Binding of acetaldehyde to a glutathione metabolite: Mass spectrometric characterization of an acetaldehyde-cysteinylglycine conjugate

Background: Ethanol administration decreases hepatic glutathione levels and increases urinary sulfhydryl excretion. Ethanol-induced liver injury is blunted by the administration of glutathione precursors. Acetaldehyde generated in the metabolism of ethanol binds to a number of amino acid residues in proteins and peptides, but it does not react readily with glutathione. Due to the possible role of acetaldehyde in cysteine and glutathione homeostasis, we investigated the reaction of acetaldehyde to cysteinylglycine, the dipeptide generated in vivo in the hydrolysis of glutathione by gamma-glutamyltransferase. Methods: A conjugate between acetaldehyde and cysteinylglycine was generated under physiologically relevant conditions, both in vitro and in vivo. It was separated by a new reverse-phase high-performance liquid chromatography method and identified by electrospray ionization/ion trap tandem mass spectrometric analysis.
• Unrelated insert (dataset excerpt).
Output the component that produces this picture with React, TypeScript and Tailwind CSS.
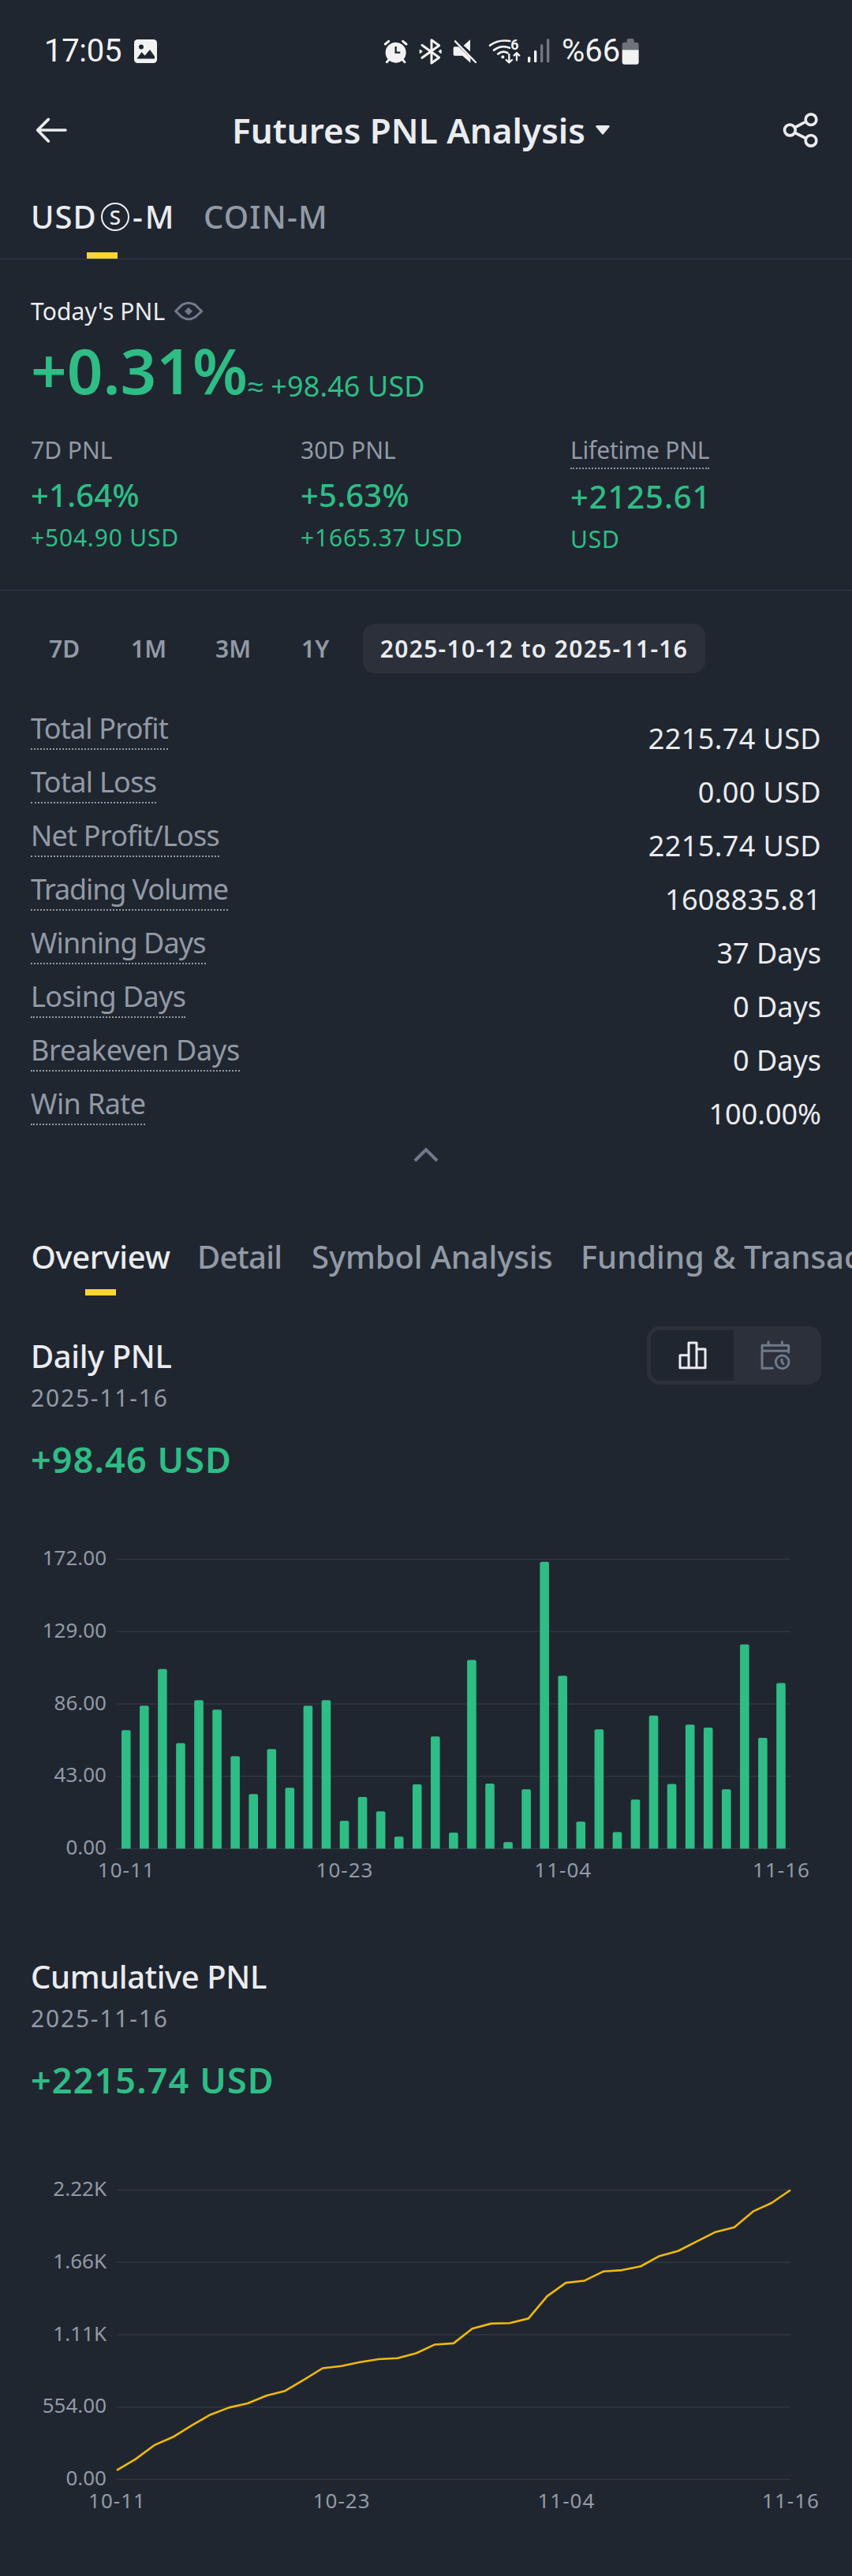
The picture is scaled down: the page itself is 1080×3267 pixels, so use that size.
import React from 'react'

type Stat = { label: string; value: string; sub: string; tracking: string; underline?: boolean }
type Row = { label: string; value: string; labelTracking: string; valueTracking: string }
type Tick = { label: string; index: number }

const stats: Stat[] = [
  { label: '7D PNL', value: '+1.64%', sub: '+504.90 USD', tracking: 'tracking-[0.2px]' },
  { label: '30D PNL', value: '+5.63%', sub: '+1665.37 USD', tracking: 'tracking-[0.2px]' },
  { label: 'Lifetime PNL', value: '+2125.61', sub: 'USD', tracking: 'tracking-[0.9px]', underline: true },
]

const ranges = [
  { label: '7D', width: 'w-[104px]' },
  { label: '1M', width: 'w-[107px]' },
  { label: '3M', width: 'w-[109px]' },
  { label: '1Y', width: 'w-[101px]' },
]

const rows: Row[] = [
  { label: 'Total Profit', value: '2215.74 USD', labelTracking: 'tracking-[-0.8px]', valueTracking: 'tracking-[0.4px]' },
  { label: 'Total Loss', value: '0.00 USD', labelTracking: 'tracking-[-0.7px]', valueTracking: 'tracking-[0.4px]' },
  { label: 'Net Profit/Loss', value: '2215.74 USD', labelTracking: 'tracking-[-0.8px]', valueTracking: 'tracking-[0.4px]' },
  { label: 'Trading Volume', value: '1608835.81', labelTracking: 'tracking-[-1.15px]', valueTracking: 'tracking-[0.3px]' },
  { label: 'Winning Days', value: '37 Days', labelTracking: 'tracking-[-0.9px]', valueTracking: 'tracking-normal' },
  { label: 'Losing Days', value: '0 Days', labelTracking: 'tracking-[-0.6px]', valueTracking: 'tracking-normal' },
  { label: 'Breakeven Days', value: '0 Days', labelTracking: 'tracking-[-0.3px]', valueTracking: 'tracking-normal' },
  { label: 'Win Rate', value: '100.00%', labelTracking: 'tracking-[-0.6px]', valueTracking: 'tracking-normal' },
]

// one entry per day, 10-11 to 11-16
const daily = [
  70.39, 84.91, 106.76, 62.74, 88.19, 82.57, 54.94, 32.46, 59.15, 36.21, 84.91, 88.19, 16.54,
  30.75, 22.16, 7.18, 38.24, 66.65, 9.52, 112.07, 38.71, 3.9, 35.27, 170.44, 102.7, 16.08,
  70.86, 9.83, 29.19, 79.13, 38.4, 73.67, 71.95, 35.27, 121.43, 65.87, 98.46,
]

const cumulative = daily.map((_, i) => daily.slice(0, i + 1).reduce((a, b) => a + b, 0))

const ticks: Tick[] = [
  { label: '10-11', index: 0 },
  { label: '10-23', index: 12 },
  { label: '11-04', index: 24 },
  { label: '11-16', index: 36 },
]

const PLOT_LEFT = 148
const PLOT_RIGHT = 1002

function StatusIcon({ x, w, className = '', children }: { x: number; w: number; className?: string; children: React.ReactNode }) {
  return (
    <svg
      className={`shrink-0 overflow-visible ${className}`}
      viewBox={`${x} 55 ${w} 102`}
      width={w / 3}
      height={34}
      fill="none"
      strokeLinecap="round"
      strokeLinejoin="round"
    >
      {children}
    </svg>
  )
}

function StatusBar() {
  return (
    <div className="flex h-[130px] items-center pl-[56px] font-['Roboto',sans-serif] text-[40px] leading-[48px] text-[#f2f2f2]">
      <span className="w-[98px] tracking-[-0.3px]">17:05</span>
      <svg className="ml-[16px]" width="29" height="30" viewBox="0 0 29 30">
        <rect width="29" height="30" rx="4.5" fill="#f2f2f2" />
        <circle cx="9" cy="9.5" r="3" fill="#202630" />
        <path d="M3.5 24.5 9.5 16l4 4.5L20 13l6 8.5v3z" fill="#202630" />
      </svg>

      <StatusIcon x={78} w={93} className="ml-[287px]">
        <circle cx="125" cy="111" r="39" fill="#f2f2f2" />
        <path d="M85 79 98 68M165 79 152 68M91 147l8-9M159 147l-8-9" stroke="#f2f2f2" strokeWidth="9" />
        <path d="M125 88v23h17" stroke="#202630" strokeWidth="7" strokeLinecap="butt" strokeLinejoin="miter" />
      </StatusIcon>
      <StatusIcon x={213} w={87} className="ml-[14px]">
        <path d="M225 83 290 130 261 151V63l29 21-65 47" stroke="#f2f2f2" strokeWidth="9" />
        <path d="M217 101l8 6-8 6zM297 101l-8 6 8 6z" fill="#f2f2f2" stroke="#f2f2f2" strokeWidth="4" />
      </StatusIcon>
      <StatusIcon x={343} w={93} className="ml-[14px]">
        <path d="M409 62v45L384 84zM350 89h15l45 43v18l-30-27h-30q-5 0-5-5V94q0-5 5-5z" fill="#f2f2f2" />
        <path d="M352 68 430 148" stroke="#f2f2f2" strokeWidth="7" />
      </StatusIcon>
      <StatusIcon x={477} w={123} className="ml-[14px]">
        <path d="M483 84q32-24 76-17M498 102q28-22 60-9M514 116q18-14 36-4" stroke="#f2f2f2" strokeWidth="8" />
        <circle cx="532" cy="128" r="6" fill="#f2f2f2" />
        <text x="562" y="100" fill="#f2f2f2" fontSize="54" fontWeight="700">6</text>
        <path d="M556 118v30M545 139l11 10 11-10M585 140v-26M575 122l10-10 10 10" stroke="#f2f2f2" strokeWidth="7" />
      </StatusIcon>
      <StatusIcon x={625} w={90} className="ml-[8px]">
        <path d="M633 131v13M657 107v37" stroke="#f2f2f2" strokeWidth="10" />
        <path d="M681 84v60M705 63v81" stroke="#73777e" strokeWidth="10" />
      </StatusIcon>
      <span className="ml-[14px] w-[76px]">%66</span>
      <StatusIcon x={988} w={67}>
        <path d="M1008 72V64q0-6 6-6h15q6 0 6 6v8h10q8 0 8 8v21h-63V80q0-8 8-8z" fill="#6f7279" />
        <path d="M990 101h63v46q0 9-9 9h-45q-9 0-9-9z" fill="#f2f2f2" />
      </StatusIcon>
    </div>
  )
}

function Header() {
  return (
    <header className="flex h-[70px] items-center pl-[44px]">
      <svg width="42" height="34" viewBox="42 52 126 102" fill="none" stroke="#eaecef" strokeWidth="11" strokeLinecap="round" strokeLinejoin="round">
        <path d="M159 103H55M94 62 53 103l41 42" />
      </svg>
      <h1 className="ml-[208px] w-[451px] whitespace-nowrap text-[44px] font-semibold leading-[56px]">Futures PNL Analysis</h1>
      <svg className="ml-[10px]" width="18" height="12" viewBox="0 0 18 12" fill="#eaecef">
        <path d="M1.5 0h15q2 .5 1 2L10 11q-1 1-2 0L.5 2Q-.5.5 1.5 0z" />
      </svg>
      <svg className="ml-[219px]" width="46" height="46" viewBox="785 64 138 138" fill="none" stroke="#eaecef" strokeWidth="11">
        <circle cx="813" cy="133" r="20.5" />
        <circle cx="893" cy="93" r="20.5" />
        <circle cx="893" cy="173" r="20.5" />
        <path d="M832 123 875 100M832 143l43 22" />
      </svg>
    </header>
  )
}

function MarginTabs() {
  return (
    <nav className="flex h-[129px] border-b border-[#333b47] pl-[39px] pt-[48px] text-[40px] font-medium leading-[54px]">
      <div className="flex w-[181px] flex-col items-center">
        <div className="flex items-center self-start whitespace-nowrap">
          <span className="w-[89px] tracking-[1px]">USD</span>
          <span className="flex h-[36px] w-[36px] shrink-0 items-center justify-center rounded-full border-2 border-[#eaecef] text-[26px] leading-none">S</span>
          <span className="ml-[4px] tracking-[3px]">-M</span>
        </div>
        <div className="mt-[18px] h-2 w-[39px] bg-[#fcd535]" />
      </div>
      <span className="ml-[38px] tracking-[1.2px] text-[#929aa5]">COIN-M</span>
    </nav>
  )
}

function Summary() {
  return (
    <section className="h-[420px] border-b border-[#333b47] px-[39px] pt-[46px]">
      <div className="flex items-center text-[30px] leading-[40px]">
        <span className="tracking-[0.1px]">Today's PNL</span>
        <svg className="ml-[11px]" width="38.7" height="27.3" viewBox="574 756 116 82" fill="none">
          <path d="M582 797 606 773q25-15 50 0l25 24-25 23q-25 15-50 0z" stroke="#707a8a" strokeWidth="9" strokeLinejoin="round" />
          <path d="M631 782l15 15-15 15-15-15z" fill="#707a8a" />
        </svg>
      </div>
      <div className="mt-[6px] flex items-end text-[#2ebd85]">
        <span className="w-[275px] text-[80px] font-semibold leading-[96px]">+0.31%</span>
        <span className="text-[36px] leading-[55px] tracking-[0.1px]">≈ +98.46 USD</span>
      </div>
      <div className="mt-[34px] grid grid-cols-[342px_342px_1fr]">
        {stats.map(s => (
          <div key={s.label} className="flex flex-col items-start text-[#2ebd85]">
            {s.underline ? (
              <span className="mb-[10px] border-b-2 border-dotted border-[#929aa5] pb-[2px] text-[30px] leading-[40px] tracking-[-0.2px] text-[#929aa5]">
                {s.label}
              </span>
            ) : (
              <span className="mb-[12px] text-[30px] leading-[40px] text-[#929aa5]">{s.label}</span>
            )}
            <span className={`text-[40px] font-medium leading-[50px] ${s.tracking}`}>{s.value}</span>
            <span className="mt-[9px] text-[30px] leading-[40px] tracking-[0.8px]">{s.sub}</span>
          </div>
        ))}
      </div>
    </section>
  )
}

function RangePicker() {
  return (
    <div className="mt-[42px] flex h-[63px] items-center pl-[39px] text-[30px] font-semibold leading-[40px]">
      {ranges.map(r => (
        <span key={r.label} className={`pl-[23px] text-[#929aa5] ${r.width}`}>{r.label}</span>
      ))}
      <span className="flex h-[63px] w-[434px] items-center justify-center whitespace-nowrap rounded-[15px] bg-[#2b303b] tracking-[1.3px]">
        2025-10-12 to 2025-11-16
      </span>
    </div>
  )
}

function Totals() {
  return (
    <div className="mt-[45px] px-[39px] text-[36px] leading-[48px]">
      {rows.map(r => (
        <div key={r.label} className="flex h-[68px] items-start justify-between pt-px">
          <span className={`border-b-2 border-dotted border-[#929aa5] pb-px text-[#929aa5] ${r.labelTracking}`}>{r.label}</span>
          <span className={`mt-[13px] ${r.valueTracking}`}>{r.value}</span>
        </div>
      ))}
      <svg className="mx-auto mt-[11px]" width="34" height="21" viewBox="0 0 34 21" fill="none" stroke="#707a8a" strokeWidth="4">
        <path d="M3 18 17 4l14 14" />
      </svg>
    </div>
  )
}

function SectionTabs() {
  return (
    <nav className="mt-[91px] flex h-[77px] overflow-hidden whitespace-nowrap pl-[39px] pt-px text-[40px] font-medium leading-[54px] text-[#929aa5]">
      <div className="flex w-[177px] shrink-0 flex-col items-center">
        <span className="tracking-[-0.3px] text-[#eaecef]">Overview</span>
        <div className="mt-[14px] h-2 w-[39px] bg-[#fcd535]" />
      </div>
      <span className="ml-[34px] w-[145px] shrink-0 tracking-[-0.8px]">Detail</span>
      <span className="w-[341px] shrink-0 tracking-[-0.1px]">Symbol Analysis</span>
      <span className="shrink-0">Funding &amp; Transaction</span>
    </nav>
  )
}

function ChartToggle() {
  return (
    <div className="flex h-[74px] w-[221px] rounded-[16px] bg-[#2b303b] p-[5px]">
      <div className="flex w-[105px] items-center justify-center rounded-l-[12px] bg-[#202630]">
        <svg width="38" height="38" viewBox="144 91 114 114" fill="none" stroke="#eaecef" strokeWidth="9" strokeLinejoin="round">
          <path d="M153 195v-48h33v48zM186 195v-95h30v95zM216 195v-71h33v71z" />
        </svg>
      </div>
      <div className="flex w-[106px] items-center justify-center">
        <svg width="38" height="38" viewBox="463 91 114 114" fill="none" stroke="#707a8a" strokeWidth="9" strokeLinecap="round" strokeLinejoin="round">
          <path d="M509 197h-40V110h101v26M469 131h101M493 96v14M545 96v14" />
          <circle cx="546" cy="173" r="25" />
          <path d="M544 163v10l6 7" />
        </svg>
      </div>
    </div>
  )
}

type PanelProps = {
  title: string
  value: string
  toggle?: boolean
  children: React.ReactNode
}

function ChartPanel({ title, value, toggle, children }: PanelProps) {
  return (
    <section>
      <div className="flex h-[196px] items-start justify-between px-[39px]">
        <div className="pt-[11px]">
          <h2 className="text-[40px] font-medium leading-[54px] tracking-[-0.4px]">{title}</h2>
          <div className="mt-[6px] text-[30px] leading-[40px] tracking-[1.8px] text-[#929aa5]">2025-11-16</div>
          <div className="mt-[30px] text-[45px] font-semibold leading-[56px] tracking-[1.1px] text-[#2ebd85]">{value}</div>
        </div>
        {toggle && <ChartToggle />}
      </div>
      {children}
    </section>
  )
}

type AxesProps = { top: number; bottom: number; labels: string[]; labelY: number; x: (i: number) => number }

function Axes({ top, bottom, labels, labelY, x }: AxesProps) {
  return (
    <>
      {labels.map((label, i) => {
        const y = top + ((bottom - top) * i) / (labels.length - 1)
        return (
          <g key={label}>
            <line x1={PLOT_LEFT} x2={PLOT_RIGHT} y1={y} y2={y} stroke="#303641" strokeWidth="1.5" />
            <text x="135" y={y + 7.5} textAnchor="end" fill="#929aa5" fontSize="26">{label}</text>
          </g>
        )
      })}
      {ticks.map(t => (
        <text key={t.label} x={x(t.index) + 0.5} y={labelY} textAnchor="middle" fill="#929aa5" fontSize="26" letterSpacing="1">{t.label}</text>
      ))}
    </>
  )
}

function DailyChart() {
  const top = 99.5
  const bottom = 466.5
  const x = (i: number) => 159.8 + i * 23.06
  return (
    <svg className="block" width="1080" height="591" viewBox="0 0 1080 591">
      <Axes top={top} bottom={bottom} labelY={503} x={x} labels={['172.00', '129.00', '86.00', '43.00', '0.00']} />
      {daily.map((v, i) => {
        const h = (v / 172) * (bottom - top)
        const left = x(i) - 5.8
        return (
          <path
            key={i}
            d={`M${left} ${bottom}v${-(h - 2)}q0-2 2-2h7.6q2 0 2 2v${h - 2}z`}
            fill="#2ebd85"
          />
        )
      })}
    </svg>
  )
}

function CumulativeChart() {
  const top = 112.4
  const bottom = 479.6
  const x = (i: number) => PLOT_LEFT + (i * (PLOT_RIGHT - PLOT_LEFT)) / 36
  const points = cumulative.map((v, i) => `${x(i)},${bottom - (v / 2216) * (bottom - top)}`).join(' ')
  return (
    <svg className="block" width="1080" height="602" viewBox="0 0 1080 602">
      <Axes top={top} bottom={bottom} labelY={516} x={x} labels={['2.22K', '1.66K', '1.11K', '554.00', '0.00']} />
      <polyline points={points} fill="none" stroke="#f0b90b" strokeWidth="2.6" strokeLinejoin="round" />
    </svg>
  )
}

export default function App() {
  return (
    <div className="h-[3267px] w-[1080px] overflow-hidden bg-[#202630] font-['Noto_Sans',sans-serif] text-[#eaecef]">
      <StatusBar />
      <Header />
      <MarginTabs />
      <Summary />
      <RangePicker />
      <Totals />
      <SectionTabs />
      <div className="mt-[39px]">
        <ChartPanel title="Daily PNL" value="+98.46 USD" toggle>
          <DailyChart />
        </ChartPanel>
        <ChartPanel title="Cumulative PNL" value="+2215.74 USD">
          <CumulativeChart />
        </ChartPanel>
      </div>
    </div>
  )
}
Results: The conjugate with a stoichiometry of 1:1 between cysteinylglycine and acetaldehyde is most rapidly generated in vitro and was identified by mass spectroscopy as 2-methyl-thiazolidine-4-carbonyl-glycine. This thiazolidine derivative is stable in vitro and in biological fluids of rats. The conjugate was present in high concentrations in the bile of rats pretreated with ethanol and an inhibitor of aldehyde dehydrogenase. Conclusions: The sequestering of cysteinylglycine by acetaldehyde occurs rapidly under physiologic conditions. Long-lived sulfur-containing biomolecules that incorporate acetaldehyde might affect cysteine and glutathione homeostasis and may also play a protective role by reducing circulating acetaldehyde levels. The acetaldehyde conjugate or its metabolic products could potentially serve as markers of ethanol consumption.